▶ **PROBLEM DESCRIPTION**: Produce the listing below again, exactly as shown.

▶ **DATASET EXTRACT**:
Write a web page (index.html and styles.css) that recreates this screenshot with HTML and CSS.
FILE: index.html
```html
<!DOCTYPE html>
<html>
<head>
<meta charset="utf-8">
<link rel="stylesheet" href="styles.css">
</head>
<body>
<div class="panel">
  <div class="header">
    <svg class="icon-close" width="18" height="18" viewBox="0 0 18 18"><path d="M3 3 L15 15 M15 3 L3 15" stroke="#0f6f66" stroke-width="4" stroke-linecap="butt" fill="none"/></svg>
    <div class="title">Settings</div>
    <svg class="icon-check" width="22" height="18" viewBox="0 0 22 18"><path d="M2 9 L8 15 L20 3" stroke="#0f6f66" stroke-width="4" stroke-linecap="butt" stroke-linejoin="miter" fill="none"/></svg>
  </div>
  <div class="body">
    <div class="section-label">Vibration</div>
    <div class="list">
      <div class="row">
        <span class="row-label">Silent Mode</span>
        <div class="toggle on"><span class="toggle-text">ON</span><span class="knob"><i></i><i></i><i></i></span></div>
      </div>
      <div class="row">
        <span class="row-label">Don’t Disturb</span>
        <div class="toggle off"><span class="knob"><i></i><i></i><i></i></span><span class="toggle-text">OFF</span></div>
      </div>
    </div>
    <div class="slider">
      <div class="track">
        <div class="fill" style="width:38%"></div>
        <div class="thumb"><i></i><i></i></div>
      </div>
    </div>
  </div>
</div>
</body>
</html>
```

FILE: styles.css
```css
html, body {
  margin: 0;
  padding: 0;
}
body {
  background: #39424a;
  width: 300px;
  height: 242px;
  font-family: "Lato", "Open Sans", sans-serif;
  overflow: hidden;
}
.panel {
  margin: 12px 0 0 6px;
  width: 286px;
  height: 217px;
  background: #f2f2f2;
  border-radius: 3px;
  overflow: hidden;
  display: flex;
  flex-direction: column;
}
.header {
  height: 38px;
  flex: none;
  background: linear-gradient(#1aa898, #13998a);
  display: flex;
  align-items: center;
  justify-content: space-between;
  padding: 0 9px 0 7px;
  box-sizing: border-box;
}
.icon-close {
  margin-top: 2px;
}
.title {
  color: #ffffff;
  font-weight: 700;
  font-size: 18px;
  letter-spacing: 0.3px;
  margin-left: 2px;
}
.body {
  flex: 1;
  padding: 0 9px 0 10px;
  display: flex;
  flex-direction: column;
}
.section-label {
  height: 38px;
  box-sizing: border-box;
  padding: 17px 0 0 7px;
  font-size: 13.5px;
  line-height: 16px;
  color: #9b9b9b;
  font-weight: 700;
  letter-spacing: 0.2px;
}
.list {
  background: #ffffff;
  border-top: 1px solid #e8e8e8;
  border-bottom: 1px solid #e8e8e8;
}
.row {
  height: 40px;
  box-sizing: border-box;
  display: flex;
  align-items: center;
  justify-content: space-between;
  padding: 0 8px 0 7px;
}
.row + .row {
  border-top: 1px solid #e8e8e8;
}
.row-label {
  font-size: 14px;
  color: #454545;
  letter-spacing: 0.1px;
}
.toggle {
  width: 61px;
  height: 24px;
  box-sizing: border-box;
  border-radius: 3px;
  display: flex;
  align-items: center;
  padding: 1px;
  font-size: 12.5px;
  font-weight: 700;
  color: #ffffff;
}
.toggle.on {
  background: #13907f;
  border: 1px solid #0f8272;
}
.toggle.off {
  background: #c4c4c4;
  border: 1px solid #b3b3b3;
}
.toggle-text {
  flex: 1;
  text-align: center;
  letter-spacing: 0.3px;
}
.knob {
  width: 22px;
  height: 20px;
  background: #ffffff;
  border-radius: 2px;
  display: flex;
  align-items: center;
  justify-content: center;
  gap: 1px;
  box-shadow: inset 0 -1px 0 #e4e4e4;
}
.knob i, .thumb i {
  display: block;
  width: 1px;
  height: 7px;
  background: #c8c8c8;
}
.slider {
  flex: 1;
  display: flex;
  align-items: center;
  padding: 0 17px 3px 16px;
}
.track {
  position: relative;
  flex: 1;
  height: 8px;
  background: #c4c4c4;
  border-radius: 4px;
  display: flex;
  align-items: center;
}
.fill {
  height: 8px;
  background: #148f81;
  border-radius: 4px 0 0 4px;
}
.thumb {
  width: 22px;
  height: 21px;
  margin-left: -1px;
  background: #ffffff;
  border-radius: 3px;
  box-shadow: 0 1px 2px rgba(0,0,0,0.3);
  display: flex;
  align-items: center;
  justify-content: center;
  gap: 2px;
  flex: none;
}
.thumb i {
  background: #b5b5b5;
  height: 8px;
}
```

▶ **WRITTEN SOLUTION**:
Write a web page (index.html and styles.css) that recreates this screenshot with HTML and CSS.
FILE: index.html
```html
<!DOCTYPE html>
<html>
<head>
<meta charset="utf-8">
<link rel="stylesheet" href="styles.css">
</head>
<body>
<div class="panel">
  <div class="header">
    <svg class="icon-close" width="18" height="18" viewBox="0 0 18 18"><path d="M3 3 L15 15 M15 3 L3 15" stroke="#0f6f66" stroke-width="4" stroke-linecap="butt" fill="none"/></svg>
    <div class="title">Settings</div>
    <svg class="icon-check" width="22" height="18" viewBox="0 0 22 18"><path d="M2 9 L8 15 L20 3" stroke="#0f6f66" stroke-width="4" stroke-linecap="butt" stroke-linejoin="miter" fill="none"/></svg>
  </div>
  <div class="body">
    <div class="section-label">Vibration</div>
    <div class="list">
      <div class="row">
        <span class="row-label">Silent Mode</span>
        <div class="toggle on"><span class="toggle-text">ON</span><span class="knob"><i></i><i></i><i></i></span></div>
      </div>
      <div class="row">
        <span class="row-label">Don’t Disturb</span>
        <div class="toggle off"><span class="knob"><i></i><i></i><i></i></span><span class="toggle-text">OFF</span></div>
      </div>
    </div>
    <div class="slider">
      <div class="track">
        <div class="fill" style="width:38%"></div>
        <div class="thumb"><i></i><i></i></div>
      </div>
    </div>
  </div>
</div>
</body>
</html>
```

FILE: styles.css
```css
html, body {
  margin: 0;
  padding: 0;
}
body {
  background: #39424a;
  width: 300px;
  height: 242px;
  font-family: "Lato", "Open Sans", sans-serif;
  overflow: hidden;
}
.panel {
  margin: 12px 0 0 6px;
  width: 286px;
  height: 217px;
  background: #f2f2f2;
  border-radius: 3px;
  overflow: hidden;
  display: flex;
  flex-direction: column;
}
.header {
  height: 38px;
  flex: none;
  background: linear-gradient(#1aa898, #13998a);
  display: flex;
  align-items: center;
  justify-content: space-between;
  padding: 0 9px 0 7px;
  box-sizing: border-box;
}
.icon-close {
  margin-top: 2px;
}
.title {
  color: #ffffff;
  font-weight: 700;
  font-size: 18px;
  letter-spacing: 0.3px;
  margin-left: 2px;
}
.body {
  flex: 1;
  padding: 0 9px 0 10px;
  display: flex;
  flex-direction: column;
}
.section-label {
  height: 38px;
  box-sizing: border-box;
  padding: 17px 0 0 7px;
  font-size: 13.5px;
  line-height: 16px;
  color: #9b9b9b;
  font-weight: 700;
  letter-spacing: 0.2px;
}
.list {
  background: #ffffff;
  border-top: 1px solid #e8e8e8;
  border-bottom: 1px solid #e8e8e8;
}
.row {
  height: 40px;
  box-sizing: border-box;
  display: flex;
  align-items: center;
  justify-content: space-between;
  padding: 0 8px 0 7px;
}
.row + .row {
  border-top: 1px solid #e8e8e8;
}
.row-label {
  font-size: 14px;
  color: #454545;
  letter-spacing: 0.1px;
}
.toggle {
  width: 61px;
  height: 24px;
  box-sizing: border-box;
  border-radius: 3px;
  display: flex;
  align-items: center;
  padding: 1px;
  font-size: 12.5px;
  font-weight: 700;
  color: #ffffff;
}
.toggle.on {
  background: #13907f;
  border: 1px solid #0f8272;
}
.toggle.off {
  background: #c4c4c4;
  border: 1px solid #b3b3b3;
}
.toggle-text {
  flex: 1;
  text-align: center;
  letter-spacing: 0.3px;
}
.knob {
  width: 22px;
  height: 20px;
  background: #ffffff;
  border-radius: 2px;
  display: flex;
  align-items: center;
  justify-content: center;
  gap: 1px;
  box-shadow: inset 0 -1px 0 #e4e4e4;
}
.knob i, .thumb i {
  display: block;
  width: 1px;
  height: 7px;
  background: #c8c8c8;
}
.slider {
  flex: 1;
  display: flex;
  align-items: center;
  padding: 0 17px 3px 16px;
}
.track {
  position: relative;
  flex: 1;
  height: 8px;
  background: #c4c4c4;
  border-radius: 4px;
  display: flex;
  align-items: center;
}
.fill {
  height: 8px;
  background: #148f81;
  border-radius: 4px 0 0 4px;
}
.thumb {
  width: 22px;
  height: 21px;
  margin-left: -1px;
  background: #ffffff;
  border-radius: 3px;
  box-shadow: 0 1px 2px rgba(0,0,0,0.3);
  display: flex;
  align-items: center;
  justify-content: center;
  gap: 2px;
  flex: none;
}
.thumb i {
  background: #b5b5b5;
  height: 8px;
}
```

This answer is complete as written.